Alito also dissented separately:
If I were a legislator, I would not vote to criminalize the payments to grievance chairmen that are at issue here. I agree with the majority that these payments differ from the corrupt practices that usually figure in prosecutions under Section 302 of the Labor Management Relations Act, 29 U.S.C. ยง 186. Moreover, I am not certain that the Congress that enacted Section 302 would have chosen to outlaw such payments if it had focused specifically on that question.

Our job, however, is to interpret Section 302 as it is written.
This is what would be considered a "labor-rights" dissent if it came from an activist (results-oriented) judge.

The difference between process-oriented judges and results-oriented judges is that results-oriented judges decide what they think the law should be, and then hunt around for a legal justification to accomplish that result. Process-oriented judges try to decide what those who write the laws thought they were doing. To do so they take the wording of the texts very seriously and they also rely upon precedent. They will strike a law if it conflicts with the Constitution or another superceding law, but they do not create dizzy castles of quivering penumbras and enamations to justify overruling legislatures.

Alito is not just a process-oriented judge - he's an extreme example of the breed. He will be no revolutionary. What I want in federal judges are process-oriented judges; I care less about a person's political philosophy than how seriously he or she takes the laws as written. So I'm really liking this particular nomination.

Carl at No Oil For Pacifists is purring. With facts and quotes of course.
RedState.org has terrific coverage, including examples of his judicial philosophy and the left's wild attempt to derail this one.
The Anchoress raises an eyebrow over the Alito-Anguish. Good links. She is also retailing the newsie Roberts' apology for the "sloppy seconds" question.
Betsy Newmark agrees with George Will, saying that the fight over Alito's nomination is a fight worth having.
Howard of Oraculations notes that Hollywood is not celebrating.


Comments:
Right now the left really doesn't like process oriented judges because the right controls the legislature. If the judges don't get involved the laws passed will inherently have a rightist bent to them.

In one of my favorite little TV bits Amy Goodman (Democracy Now) was saying we shouldn't let Senators vote on Judges because even though we elected them, they don't represent the views of the people. I'd try to parody it, but she went and said everything I'd use as the joke. Except she was serious.

I don't know where to go once you've decided democratically elected representatives don't represent those that elected them.
 
Hence, Tommy, my 'modest proposal.'
 
Tommy, I guess that's funny in a sad way. At times we all sit and read or watch with out mouths hanging open.

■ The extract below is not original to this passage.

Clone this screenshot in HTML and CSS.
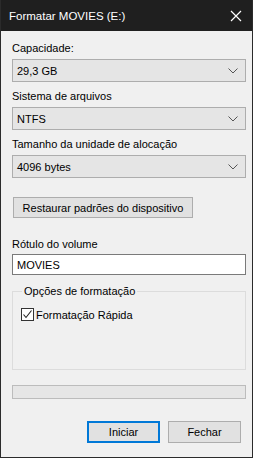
FILE: index.html
```html
<!DOCTYPE html>
<html lang="pt-BR">
<head>
  <meta charset="UTF-8">
  <title>Formatar MOVIES (E:)</title>
  <link rel="stylesheet" href="styles.css">
</head>
<body>
  <div class="window">
    <div class="titlebar">
      <span class="title">Formatar MOVIES (E:)</span>
      <span class="close">
        <svg width="12" height="12" viewBox="0 0 12 12"><path d="M1 1 L11 11 M11 1 L1 11" stroke="#fff" stroke-width="1.2" fill="none"/></svg>
      </span>
    </div>

    <div class="content">
      <label class="lbl first">Capacidade:</label>
      <div class="combo"><span>29,3 GB</span><svg class="arrow" width="10" height="6" viewBox="0 0 10 6"><path d="M0.5 0.5 L5 5 L9.5 0.5" stroke="#555" fill="none"/></svg></div>

      <label class="lbl">Sistema de arquivos</label>
      <div class="combo"><span>NTFS</span><svg class="arrow" width="10" height="6" viewBox="0 0 10 6"><path d="M0.5 0.5 L5 5 L9.5 0.5" stroke="#555" fill="none"/></svg></div>

      <label class="lbl">Tamanho da unidade de alocação</label>
      <div class="combo"><span>4096 bytes</span><svg class="arrow" width="10" height="6" viewBox="0 0 10 6"><path d="M0.5 0.5 L5 5 L9.5 0.5" stroke="#555" fill="none"/></svg></div>

      <button class="btn restore">Restaurar padrões do dispositivo</button>

      <label class="lbl vol">Rótulo do volume</label>
      <div class="textbox">MOVIES</div>

      <fieldset class="group">
        <legend>Opções de formatação</legend>
        <div class="check">
          <span class="box"><svg width="11" height="11" viewBox="0 0 11 11"><path d="M1.5 5.5 L4 8.5 L9.5 1.5" stroke="#222" stroke-width="1.1" fill="none"/></svg></span>
          <span>Formatação Rápida</span>
        </div>
      </fieldset>

      <div class="progress"></div>

      <div class="actions">
        <button class="btn action default">Iniciar</button>
        <button class="btn action">Fechar</button>
      </div>
    </div>
  </div>
</body>
</html>
```

FILE: styles.css
```css
* {
  box-sizing: border-box;
}

body {
  margin: 0;
  font-family: 'Liberation Sans', 'Noto Sans', sans-serif;
  font-size: 11px;
  color: #000;
  background-color: #2b2b2b;
}

.window {
  width: 253px;
  height: 458px;
  border: 1px solid #2b2b2b;
  border-top: none;
  background-color: #f0f0f0;
  display: flex;
  flex-direction: column;
}

.titlebar {
  height: 31px;
  background-color: #1f1f1f;
  color: #fff;
  display: flex;
  align-items: center;
  justify-content: space-between;
  padding: 0 10px 0 8px;
  font-size: 11.5px;
}

.close {
  display: flex;
}

.content {
  padding: 0 6px 0 11px;
  display: flex;
  flex-direction: column;
}

.lbl {
  display: block;
  line-height: 16px;
  margin-top: 6px;
  margin-bottom: 3px;
}

.lbl.first {
  margin-top: 9px;
}

.combo {
  height: 23px;
  background-color: #e5e5e5;
  border: 1px solid #adadad;
  display: flex;
  align-items: center;
  justify-content: space-between;
  padding: 0 7px 0 4px;
}

.btn {
  font-family: inherit;
  font-size: 11px;
  color: #000;
  background-color: #e1e1e1;
  border: 1px solid #adadad;
  padding: 0;
}

.restore {
  width: 180px;
  height: 21px;
  margin-top: 19px;
  margin-left: 1px;
}

.lbl.vol {
  margin-top: 18px;
  margin-bottom: 2px;
}

.textbox {
  height: 21px;
  background-color: #fff;
  border: 1px solid #7a7a7a;
  padding: 0 4px;
  display: flex;
  align-items: center;
}

.group {
  margin: 8px 0 0 0;
  padding: 9px 8px 0 8px;
  height: 87px;
  border: 1px solid #dcdcdc;
  min-width: 0;
}

.group legend {
  padding: 0 2px;
  margin-left: 1px;
  line-height: 16px;
}

.check {
  display: flex;
  align-items: center;
  gap: 2px;
}

.box {
  width: 13px;
  height: 13px;
  border: 1px solid #333;
  background-color: #fff;
  display: flex;
  align-items: center;
  justify-content: center;
}

.progress {
  margin-top: 15px;
  height: 14px;
  background-color: #e6e6e6;
  border: 1px solid #bcbcbc;
}

.actions {
  margin-top: 22px;
  display: flex;
  justify-content: flex-end;
  gap: 8px;
  padding-right: 5px;
}

.action {
  width: 73px;
  height: 22px;
}

.action.default {
  border: 2px solid #0078d7;
}
```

Who does she want to vote on the judges?
 
I have to completely disagree with your assessment on Alito. Maybe it is just because I have read hundreds and hundreds of decisions, but Alito is very result oriented, not process oriented. The difference that you see from a results oriented judge that you may consider to be a classical "activist judge" is that they tend to phrase the argument in "what is right," and "what is best for society," blah, blah, blah. Alito is a result oriented judge that starts off with his decision and then wraps the law around his argument to reach that result by using the minutia of law to come to his conclusion. He uses a clever wrap around to write his decisions.

You can see that in his discrimination cases. It is clear that he is not considering the intent of the legislation.

I await with baited breath for your Groody defense :)
 
Dingo, I guess if you don't like my take it would be Dingo-baiting. However I think you meant "bated breath". That is a sincere, dyslexic decision based on research and precedent. LOL!

I need to take a few hours to read his decision. I already know I don't like it, but that's less the issue than how he got there.